» **Your objective**:
Below are some records. Pull every line that contains the word "TypeScript".
-------- Input for this task --------
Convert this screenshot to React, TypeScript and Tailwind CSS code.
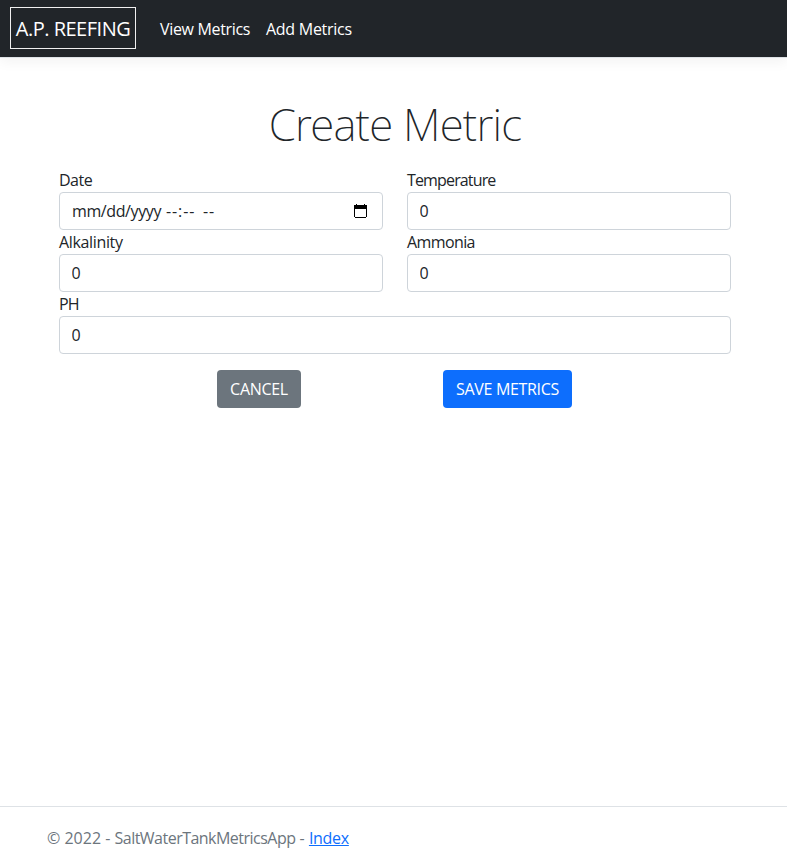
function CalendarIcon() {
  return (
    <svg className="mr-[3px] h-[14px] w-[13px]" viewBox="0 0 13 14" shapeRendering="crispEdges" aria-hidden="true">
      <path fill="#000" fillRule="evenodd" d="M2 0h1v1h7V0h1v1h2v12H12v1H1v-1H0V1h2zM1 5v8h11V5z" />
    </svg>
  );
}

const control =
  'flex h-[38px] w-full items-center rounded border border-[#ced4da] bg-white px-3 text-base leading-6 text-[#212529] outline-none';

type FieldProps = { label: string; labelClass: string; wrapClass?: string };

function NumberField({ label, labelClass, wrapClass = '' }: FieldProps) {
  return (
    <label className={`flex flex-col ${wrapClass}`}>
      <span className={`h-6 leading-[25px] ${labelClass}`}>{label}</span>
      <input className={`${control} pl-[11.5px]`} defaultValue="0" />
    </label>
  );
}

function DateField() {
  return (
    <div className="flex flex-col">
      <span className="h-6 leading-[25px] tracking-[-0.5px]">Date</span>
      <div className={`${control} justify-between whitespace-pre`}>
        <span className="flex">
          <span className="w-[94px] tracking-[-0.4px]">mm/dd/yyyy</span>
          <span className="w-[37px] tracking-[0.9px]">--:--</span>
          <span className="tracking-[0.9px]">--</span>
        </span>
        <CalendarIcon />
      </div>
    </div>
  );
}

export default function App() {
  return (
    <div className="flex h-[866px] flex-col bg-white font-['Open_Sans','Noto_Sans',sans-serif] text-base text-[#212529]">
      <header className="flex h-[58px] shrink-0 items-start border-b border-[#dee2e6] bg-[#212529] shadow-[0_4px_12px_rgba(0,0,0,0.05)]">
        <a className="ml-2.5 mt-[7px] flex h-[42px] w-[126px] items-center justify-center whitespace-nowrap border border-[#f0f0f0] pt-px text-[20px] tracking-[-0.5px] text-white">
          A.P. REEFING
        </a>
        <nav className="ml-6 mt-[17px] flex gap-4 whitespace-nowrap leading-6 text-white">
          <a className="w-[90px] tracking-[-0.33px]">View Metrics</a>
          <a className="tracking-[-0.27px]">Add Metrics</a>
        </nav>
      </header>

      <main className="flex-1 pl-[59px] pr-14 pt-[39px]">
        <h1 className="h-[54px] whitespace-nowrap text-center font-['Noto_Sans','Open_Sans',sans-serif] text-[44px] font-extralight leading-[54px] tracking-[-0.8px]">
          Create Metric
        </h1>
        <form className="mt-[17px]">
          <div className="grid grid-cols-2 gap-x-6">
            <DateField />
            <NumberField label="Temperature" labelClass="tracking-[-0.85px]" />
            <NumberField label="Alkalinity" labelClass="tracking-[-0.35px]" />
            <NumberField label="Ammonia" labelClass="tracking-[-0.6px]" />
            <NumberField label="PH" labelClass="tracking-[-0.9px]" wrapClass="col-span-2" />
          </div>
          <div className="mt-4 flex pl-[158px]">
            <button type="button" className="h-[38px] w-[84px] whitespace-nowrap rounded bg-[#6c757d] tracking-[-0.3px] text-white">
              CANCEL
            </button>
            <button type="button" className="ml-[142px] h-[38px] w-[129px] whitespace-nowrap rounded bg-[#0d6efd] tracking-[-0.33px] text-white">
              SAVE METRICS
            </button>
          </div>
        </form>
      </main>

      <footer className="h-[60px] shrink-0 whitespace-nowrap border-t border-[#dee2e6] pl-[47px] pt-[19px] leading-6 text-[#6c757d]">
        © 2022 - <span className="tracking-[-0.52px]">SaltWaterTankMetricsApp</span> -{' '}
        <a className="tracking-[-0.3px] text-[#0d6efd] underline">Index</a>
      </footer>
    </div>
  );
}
--------
-------- Input for this task --------
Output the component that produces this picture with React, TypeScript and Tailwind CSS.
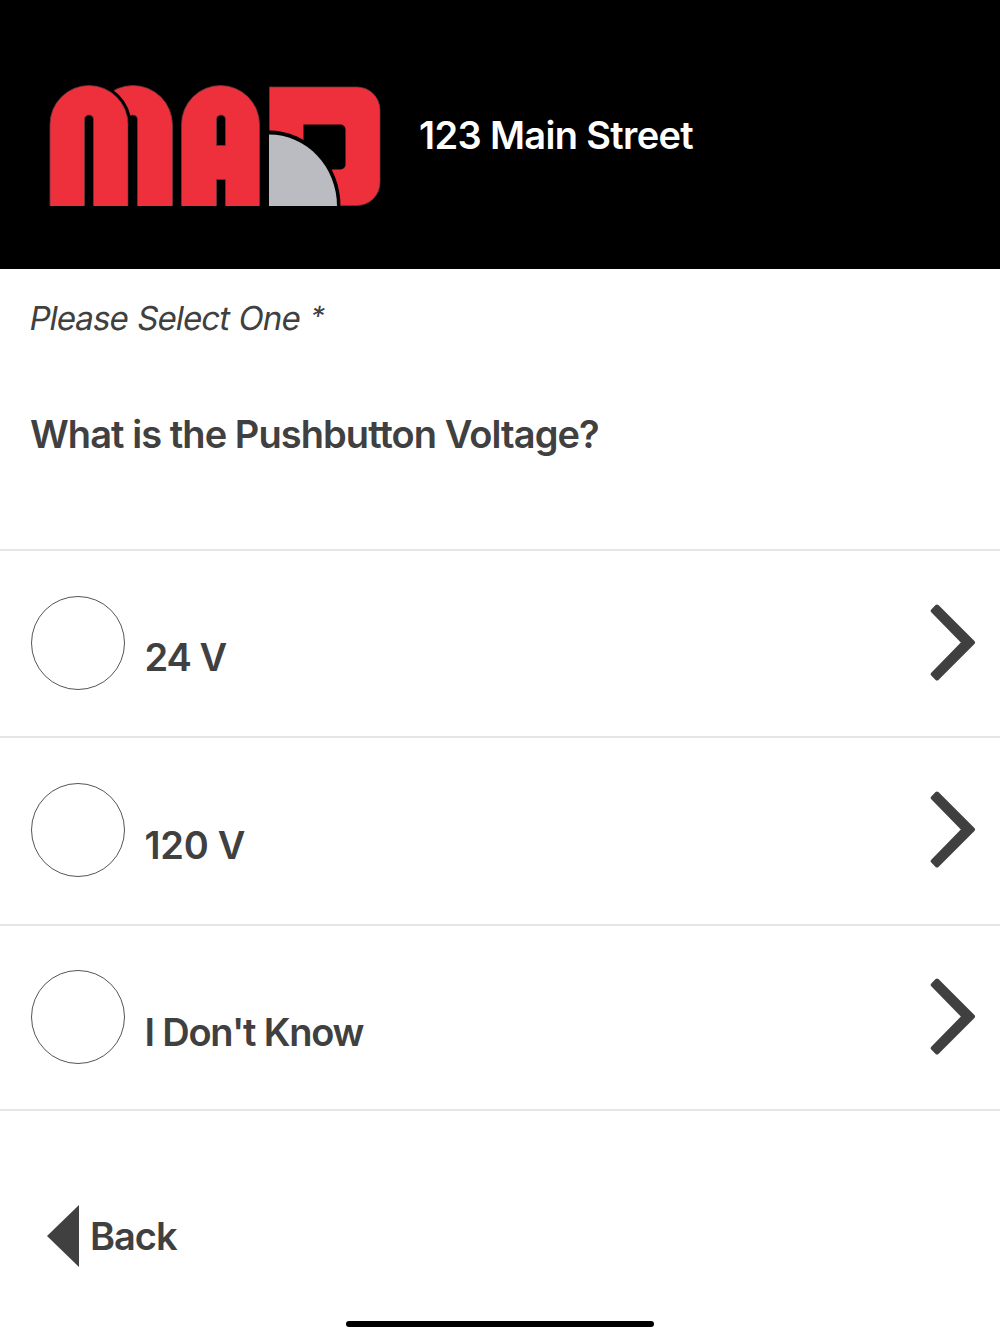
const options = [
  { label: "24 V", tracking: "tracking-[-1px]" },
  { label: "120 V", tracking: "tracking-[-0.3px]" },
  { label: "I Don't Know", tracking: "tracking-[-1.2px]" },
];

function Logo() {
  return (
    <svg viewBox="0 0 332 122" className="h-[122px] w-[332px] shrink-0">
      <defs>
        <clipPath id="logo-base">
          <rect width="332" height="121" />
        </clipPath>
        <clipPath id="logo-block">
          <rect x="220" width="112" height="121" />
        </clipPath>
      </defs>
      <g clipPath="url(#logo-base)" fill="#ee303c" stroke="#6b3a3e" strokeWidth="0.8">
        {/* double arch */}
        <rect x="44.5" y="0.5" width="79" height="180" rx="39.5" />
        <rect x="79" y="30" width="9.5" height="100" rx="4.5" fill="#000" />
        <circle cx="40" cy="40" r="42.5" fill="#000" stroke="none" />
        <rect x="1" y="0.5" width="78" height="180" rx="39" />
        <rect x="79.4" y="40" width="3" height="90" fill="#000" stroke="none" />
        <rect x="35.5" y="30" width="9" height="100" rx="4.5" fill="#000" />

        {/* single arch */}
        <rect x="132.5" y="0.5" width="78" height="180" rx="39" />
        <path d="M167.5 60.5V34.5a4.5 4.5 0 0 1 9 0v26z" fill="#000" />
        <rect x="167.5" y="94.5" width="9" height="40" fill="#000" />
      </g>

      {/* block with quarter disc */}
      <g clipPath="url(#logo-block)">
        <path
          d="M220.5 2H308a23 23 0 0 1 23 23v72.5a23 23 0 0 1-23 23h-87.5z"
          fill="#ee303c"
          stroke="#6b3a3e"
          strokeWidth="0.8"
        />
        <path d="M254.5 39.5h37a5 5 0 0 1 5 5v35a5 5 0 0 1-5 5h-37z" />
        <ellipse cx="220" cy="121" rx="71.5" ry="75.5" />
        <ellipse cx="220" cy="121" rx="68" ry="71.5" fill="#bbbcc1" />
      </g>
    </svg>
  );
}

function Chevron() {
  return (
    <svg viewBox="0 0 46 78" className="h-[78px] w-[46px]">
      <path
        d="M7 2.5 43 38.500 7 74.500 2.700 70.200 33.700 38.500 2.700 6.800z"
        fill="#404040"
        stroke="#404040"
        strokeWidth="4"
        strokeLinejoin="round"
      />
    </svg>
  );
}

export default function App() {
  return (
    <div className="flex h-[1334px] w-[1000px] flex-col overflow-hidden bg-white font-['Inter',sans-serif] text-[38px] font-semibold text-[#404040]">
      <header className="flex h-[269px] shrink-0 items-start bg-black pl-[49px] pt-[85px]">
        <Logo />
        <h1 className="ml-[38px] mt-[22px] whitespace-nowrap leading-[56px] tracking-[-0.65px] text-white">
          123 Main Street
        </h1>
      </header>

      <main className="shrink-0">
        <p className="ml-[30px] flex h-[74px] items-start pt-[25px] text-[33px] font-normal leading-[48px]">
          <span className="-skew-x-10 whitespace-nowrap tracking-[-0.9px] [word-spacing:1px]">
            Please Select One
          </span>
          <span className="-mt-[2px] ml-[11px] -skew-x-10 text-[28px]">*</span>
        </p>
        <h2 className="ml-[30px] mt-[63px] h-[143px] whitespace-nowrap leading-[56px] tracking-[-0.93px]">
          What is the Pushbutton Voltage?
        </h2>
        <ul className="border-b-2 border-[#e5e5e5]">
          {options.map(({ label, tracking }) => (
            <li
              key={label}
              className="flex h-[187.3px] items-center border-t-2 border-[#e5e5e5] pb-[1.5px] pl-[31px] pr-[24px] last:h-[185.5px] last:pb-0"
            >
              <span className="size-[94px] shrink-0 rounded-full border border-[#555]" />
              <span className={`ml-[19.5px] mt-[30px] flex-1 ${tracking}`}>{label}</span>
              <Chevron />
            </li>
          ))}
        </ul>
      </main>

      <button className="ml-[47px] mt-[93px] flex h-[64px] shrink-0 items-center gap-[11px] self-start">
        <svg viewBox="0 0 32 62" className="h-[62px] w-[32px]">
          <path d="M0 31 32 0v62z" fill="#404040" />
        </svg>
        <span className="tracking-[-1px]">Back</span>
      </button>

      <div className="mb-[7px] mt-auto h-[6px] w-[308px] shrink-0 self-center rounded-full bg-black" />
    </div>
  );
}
--------
» **Exercise response**:
Convert this screenshot to React, TypeScript and Tailwind CSS code.
Output the component that produces this picture with React, TypeScript and Tailwind CSS.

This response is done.